AMB. CROCKER: Yes, sir. I would actually envision it as helping us to succeed in the conflict. The effort will have two elements. One will be a status of forces agreement. That will be, as I said, approximately like what we have with 80 other countries. It will have some unique aspects to give our forces the authorities to continue operations after the end of 2008.

There will also be a broad strategic framework agreement first called for by the Iraqi leadership last August and then reflected in the declaration of principles that Prime Minister Maliki and President Bush signed in November. This will cover, in addition to security, the political, the economic, the cultural -- the whole spectrum of our relations.

SEN. MCCAIN: Thank you.

Finally, General Petraeus, Mosul continue to be a battle. Is that correct?

GEN. PETRAEUS: It does, Senator.

SEN. MCCAIN: And who are the major adversaries in Mosul? It's a mixed population.

GEN. PETRAEUS: The major adversaries are al Qaeda Iraq, Ansar al-Sunna, Jaish al-Islami, and some related Sunni extremist organizations that all are allies of al Qaeda Iraq.

SEN. MCCAIN: It was once said that al Qaeda cannot succeed without control of Baghdad, and they can't survive without control of Mosul. Is that an oversimplification?
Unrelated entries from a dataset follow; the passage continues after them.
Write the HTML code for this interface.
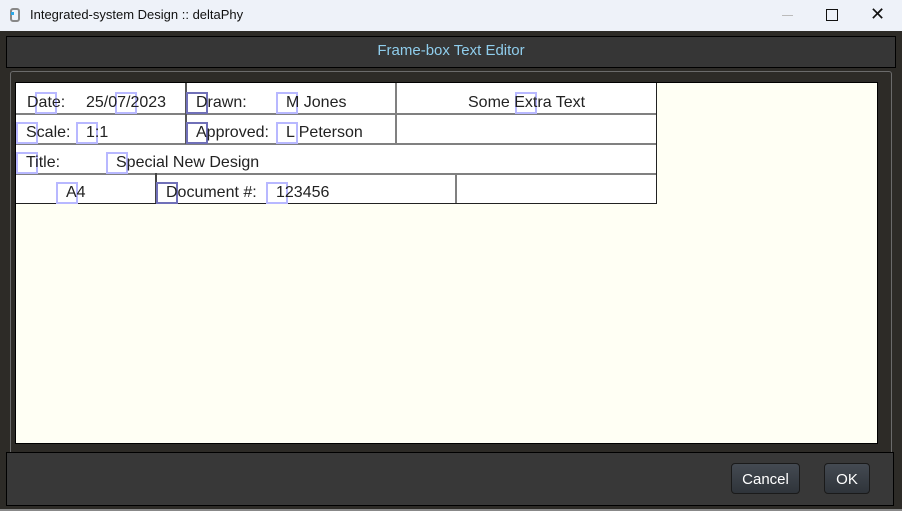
<!DOCTYPE html><html><head><style>
body{margin:0;width:902px;height:512px;position:relative;overflow:hidden;background:#fff;font-family:"Liberation Sans",sans-serif}
.a{position:absolute}
.t{position:absolute;font-size:16px;color:#222;line-height:18px;white-space:nowrap}
.b{position:absolute;width:18px;height:18px;border:2px solid #b8b8ff}
.l{position:absolute;background:#808080}
.btn{position:absolute;top:463px;height:31px;border:1px solid #1a1a1a;border-radius:4px;background:linear-gradient(#444a52,#2f343a);color:#fff;font-size:15px;line-height:31px;text-align:center;box-sizing:border-box}
</style></head><body>
<div class="a" style="left:0;top:0;width:902px;height:31px;background:#eef2f9"></div>
<div class="a" style="left:10px;top:8px;width:10px;height:14px;border:2px solid #888;border-radius:3px;box-sizing:border-box"></div>
<div class="a" style="left:11px;top:12px;width:3px;height:3px;background:#2aa7e8"></div>
<div class="a" style="left:30px;top:7px;font-size:13px;color:#111">Integrated-system Design :: deltaPhy</div>
<div class="a" style="left:782px;top:15px;width:11px;height:1px;background:#bbb"></div>
<div class="a" style="left:826px;top:9px;width:10px;height:10px;border:1px solid #111"></div>
<div class="a" style="left:870px;top:4px;font-size:18px;color:#111">✕</div>
<div class="a" style="left:0;top:31px;width:902px;height:478px;background:#2d2b27;border-bottom:2px solid #888"></div>
<div class="a" style="left:6px;top:36px;width:888px;height:30px;background:#363636;border:1px solid #000"></div>
<div class="a" style="left:0;top:42px;width:902px;text-align:center;font-size:15px;color:#8fcdec">Frame-box Text Editor</div>
<div class="a" style="left:10px;top:71px;width:880px;height:390px;border:1px solid #6b6b6b;border-radius:3px"></div>
<div class="a" style="left:15px;top:82px;width:861px;height:360px;background:#fffff4;border:1px solid #000"></div>
<div class="a" style="left:16px;top:83px;width:641px;height:121px;background:#fff;border-right:1px solid #222;border-bottom:1px solid #222;box-sizing:border-box"></div>
<div class="l" style="left:16px;top:113px;width:640px;height:2px"></div>
<div class="l" style="left:16px;top:143px;width:640px;height:2px"></div>
<div class="l" style="left:16px;top:173px;width:640px;height:2px"></div>
<div class="l" style="left:185px;top:83px;width:2px;height:61px;background:#555"></div>
<div class="l" style="left:395px;top:83px;width:2px;height:61px"></div>
<div class="l" style="left:155px;top:173px;width:2px;height:30px;background:#444"></div>
<div class="l" style="left:455px;top:173px;width:2px;height:30px"></div>
<div class="b" style="left:35px;top:92px"></div><div class="b" style="left:115px;top:92px"></div>
<div class="b" style="left:186px;top:92px;border-color:#7070b8"></div><div class="b" style="left:276px;top:92px"></div>
<div class="b" style="left:515px;top:92px"></div>
<div class="b" style="left:16px;top:122px"></div><div class="b" style="left:76px;top:122px"></div>
<div class="b" style="left:186px;top:122px;border-color:#7070b8"></div><div class="b" style="left:276px;top:122px"></div>
<div class="b" style="left:16px;top:152px"></div><div class="b" style="left:106px;top:152px"></div>
<div class="b" style="left:56px;top:182px"></div><div class="b" style="left:156px;top:182px;border-color:#7070b8"></div><div class="b" style="left:266px;top:182px"></div>
<div class="t" style="left:27px;top:94px">Date:</div><div class="t" style="left:86px;top:94px">25/07/2023</div>
<div class="t" style="left:196px;top:94px">Drawn:</div><div class="t" style="left:286px;top:94px">M Jones</div>
<div class="t" style="left:468px;top:94px">Some Extra Text</div>
<div class="t" style="left:26px;top:124px">Scale:</div><div class="t" style="left:86px;top:124px">1:1</div>
<div class="t" style="left:196px;top:124px">Approved:</div><div class="t" style="left:286px;top:124px">L Peterson</div>
<div class="t" style="left:26px;top:154px">Title:</div><div class="t" style="left:116px;top:154px">Special New Design</div>
<div class="t" style="left:66px;top:184px">A4</div><div class="t" style="left:166px;top:184px">Document #:</div><div class="t" style="left:276px;top:184px">123456</div>
<div class="a" style="left:6px;top:452px;width:888px;height:54px;background:#383838;border:1px solid #000;box-sizing:border-box"></div>
<div class="btn" style="left:731px;width:69px">Cancel</div>
<div class="btn" style="left:824px;width:46px">OK</div>
</body></html>
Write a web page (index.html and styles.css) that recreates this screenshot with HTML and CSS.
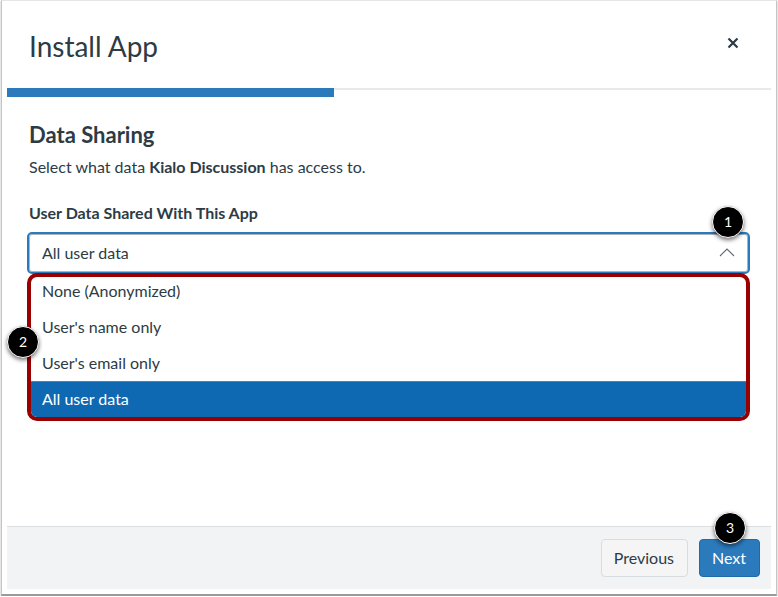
FILE: index.html
```html
<!DOCTYPE html>
<html lang="en">
<head>
    <meta charset="UTF-8">
    <title>Install App</title>
    <link rel="stylesheet" href="styles.css">
</head>
<body>
    <div class="frame">
        <header class="modal-header">
            <h1>Install App</h1>
            <button class="close-btn" aria-label="Close">
                <svg width="12" height="12" viewBox="0 0 12 12"><path d="M1.5 1.5l9 9M10.5 1.5l-9 9" stroke="#2d3b45" stroke-width="2.2" fill="none"/></svg>
            </button>
        </header>
        <div class="progress"><div class="progress-fill"></div></div>

        <main class="content">
            <h2>Data Sharing</h2>
            <p class="intro">Select what data <strong>Kialo Discussion</strong> has access to.</p>
            <label class="field-label">User Data Shared With This App</label>
            <div class="select-box">
                <span>All user data</span>
                <svg width="16" height="9" viewBox="0 0 16 9"><path d="M1 8l7-7 7 7" stroke="#5b6b78" stroke-width="1.1" fill="none"/></svg>
                <span class="badge badge-one">1</span>
            </div>
            <div class="options-wrap">
                <ul class="options">
                    <li>None (Anonymized)</li>
                    <li>User's name only</li>
                    <li>User's email only</li>
                    <li class="selected">All user data</li>
                </ul>
                <span class="badge badge-two">2</span>
            </div>
        </main>

        <footer class="modal-footer">
            <button class="btn">Previous</button>
            <button class="btn btn-primary">Next<span class="badge badge-three">3</span></button>
        </footer>
    </div>
</body>
</html>
```

FILE: styles.css
```css
html, body {
    margin: 0;
    padding: 0;
    background-color: #fff;
}
body {
    font-family: Lato, 'Open Sans', sans-serif;
    color: #2d3b45;
}
.frame {
    box-sizing: border-box;
    width: 776px;
    height: 596px;
    margin-left: 1px;
    padding: 0 5px 5px 5px;
    display: flex;
    flex-direction: column;
    background-color: #fff;
    border: 1px solid #c4c4c4;
    border-top: 1px solid #e6e6e6;
    border-bottom: 2px solid #9a9a9a;
    box-shadow: 0 1px 2px rgba(0, 0, 0, 0.3);
}
.modal-header {
    height: 87px;
    display: flex;
    justify-content: space-between;
    align-items: center;
    padding: 0 32px 0 22px;
    flex-shrink: 0;
}
.modal-header h1 {
    margin: 2px 0 0 0;
    font-size: 28px;
    font-weight: 400;
    line-height: 34px;
}
.close-btn {
    background: none;
    border: none;
    padding: 0;
    display: flex;
    margin-bottom: 4px;
}
.progress {
    height: 9px;
    flex-shrink: 0;
    background: linear-gradient(#e8e9ea 2px, #fff 2px);
}
.progress-fill {
    width: 327px;
    height: 9px;
    background-color: #2b7abc;
}
.content {
    flex: 1;
    padding: 25px 22px 0 20px;
}
.content h2 {
    margin: 0 0 9px 2px;
    font-size: 22px;
    font-weight: 700;
    line-height: 26px;
}
.intro {
    margin: 0 0 26px 2px;
    font-size: 16px;
    line-height: 20px;
}
.field-label {
    display: block;
    margin: 0 0 9px 2px;
    font-size: 16px;
    font-weight: 700;
    line-height: 20px;
}
.select-box {
    box-sizing: border-box;
    position: relative;
    height: 42px;
    margin-right: -1px;
    display: flex;
    justify-content: space-between;
    align-items: center;
    padding: 0 13px 2px 13px;
    font-size: 16px;
    background-color: #fff;
    border: 2px solid #2b7abc;
    border-radius: 5px;
    box-shadow: inset 0 0 0 1px #a9b4bc;
}
.options-wrap {
    position: relative;
    margin: -1px -1px 0 0;
}
.options {
    list-style: none;
    margin: 0;
    padding: 0;
    border: 4px solid #990000;
    border-radius: 10px;
    font-size: 16px;
}
.options li {
    height: 36px;
    line-height: 36px;
    padding-left: 11px;
}
.options li:first-child {
    height: 32px;
    line-height: 28px;
}
.options li.selected {
    background-color: #0f69b2;
    border-top: 1px solid #3d85bf;
    box-sizing: border-box;
    line-height: 34px;
    color: #fff;
    border-radius: 0 0 6px 6px;
}
.badge {
    position: absolute;
    box-sizing: border-box;
    width: 32px;
    height: 32px;
    border-radius: 50%;
    background-color: #000;
    border: 1px solid #fff;
    color: #fff;
    font-size: 14px;
    line-height: 30px;
    text-align: center;
    box-shadow: 0 2px 4px rgba(0, 0, 0, 0.55);
}
.badge-one {
    top: -28px;
    right: 4px;
}
.badge-two {
    top: 53px;
    left: -20px;
}
.badge-three {
    top: -28px;
    left: 14px;
}
.modal-footer {
    box-sizing: border-box;
    height: 63px;
    flex-shrink: 0;
    display: flex;
    justify-content: flex-end;
    align-items: center;
    gap: 11px;
    padding: 0 11px 0 0;
    background-color: #f2f3f4;
    border-top: 1px solid #dcdfe1;
}
.btn {
    position: relative;
    box-sizing: border-box;
    height: 38px;
    padding: 0 13px 2px 12px;
    font-family: inherit;
    font-size: 16px;
    color: #2d3b45;
    background-color: #f5f5f5;
    border: 1px solid #d9dcde;
    border-radius: 4px;
}
.btn-primary {
    color: #fff;
    background-color: #2b7abc;
    border-color: #1f6aa8;
}
```
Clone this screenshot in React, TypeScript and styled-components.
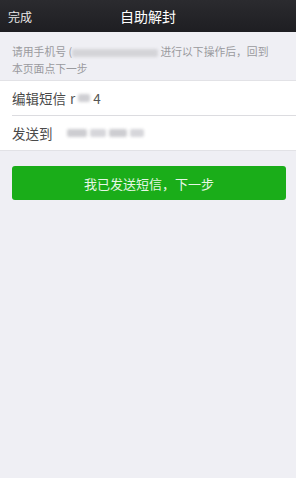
import React from 'react'
import styled, { createGlobalStyle } from 'styled-components'

const GlobalStyle = createGlobalStyle`
  html, body {
    margin: 0;
    padding: 0;
    background: #efeff4;
    font-family: "Noto Sans CJK SC", "Noto Sans", sans-serif;
  }
`;

const Page = styled.div`
  width: 296px;
  min-height: 478px;
  background: #efeff4;
`;

const NavBar = styled.div`
  height: 32px;
  background: linear-gradient(#2b2b2f, #1e1e22);
  display: flex;
  align-items: center;
  position: relative;
  color: #fff;
`;

const NavLeft = styled.div`
  font-size: 12px;
  margin-left: 8px;
  color: #e8e8e8;
`;

const NavTitle = styled.div`
  position: absolute;
  left: 0;
  right: 0;
  text-align: center;
  font-size: 14px;
  pointer-events: none;
`;

const Hint = styled.div`
  padding: 11px 10px 0 12px;
  height: 37px;
  font-size: 10.8px;
  line-height: 17px;
  color: #9a9a9e;
  white-space: nowrap;
`;

const Blur = styled.span<{ $w: number; $tone?: string }>`
  display: inline-block;
  width: ${(p) => p.$w}px;
  height: 8px;
  vertical-align: middle;
  background: ${(p) => p.$tone || '#d4d4d8'};
  filter: blur(1.5px);
  border-radius: 2px;
`;

const List = styled.div`
  background: #fff;
  border-top: 1px solid #e2e2e6;
  border-bottom: 1px solid #e2e2e6;
`;

const Row = styled.div<{ $divider?: boolean }>`
  height: 34px;
  margin-left: 12px;
  display: flex;
  align-items: center;
  font-size: 13.5px;
  color: #4a4a4a;
  border-bottom: ${(p) => (p.$divider ? '1px solid #dcdce0' : 'none')};
`;

const Label = styled.span<{ $gap?: number }>`
  margin-right: ${(p) => p.$gap ?? 4}px;
`;

const Value = styled.span`
  display: inline-flex;
  align-items: center;
  gap: 3px;
  color: #555;
`;

const Button = styled.button`
  display: block;
  margin: 15px 10px 0 12px;
  width: 274px;
  height: 34px;
  border: none;
  border-radius: 3px;
  background: #1aad19;
  color: #e6f7e6;
  font-size: 13px;
  font-family: inherit;
`;

const App = () => {
  return (
    <Page>
      <GlobalStyle />
      <NavBar>
        <NavLeft>完成</NavLeft>
        <NavTitle>自助解封</NavTitle>
      </NavBar>
      <Hint>
        请用手机号 (<Blur $w={86} /> 进行以下操作后，回到
        <br />
        本页面点下一步
      </Hint>
      <List>
        <Row $divider>
          <Label>编辑短信</Label>
          <Value>
            r<Blur $w={12} $tone="#cfcfd3" />4
          </Value>
        </Row>
        <Row>
          <Label $gap={14}>发送到</Label>
          <Value>
            <Blur $w={20} $tone="#cdcdd1" />
            <Blur $w={16} $tone="#d6d6da" />
            <Blur $w={18} $tone="#cdcdd1" />
            <Blur $w={14} $tone="#d6d6da" />
          </Value>
        </Row>
      </List>
      <Button>我已发送短信，下一步</Button>
    </Page>
  )
}

export default App
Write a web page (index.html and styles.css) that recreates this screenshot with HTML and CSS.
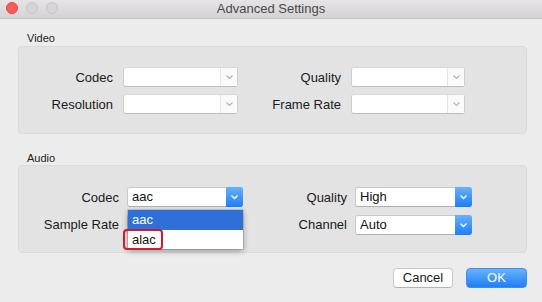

GEN. PETRAEUS: A little bit, but not completely, sir. Again, it would be a significant blow to al Qaeda. And in fact, the degree to which they're fighting reflects how much they want to retain the amount of presence that they have in the greater Mosul area.

SEN. MCCAIN: Finally, I hope in response, because my time has expired, we could talk a little bit more about the Iranian threat, particularly their stepped up support of various elements that are Shi'ite extremists in Iraq, particularly the role they played in Basra as well as the southern part of the country.

I used up my time. I thank you, Mr. Chairman.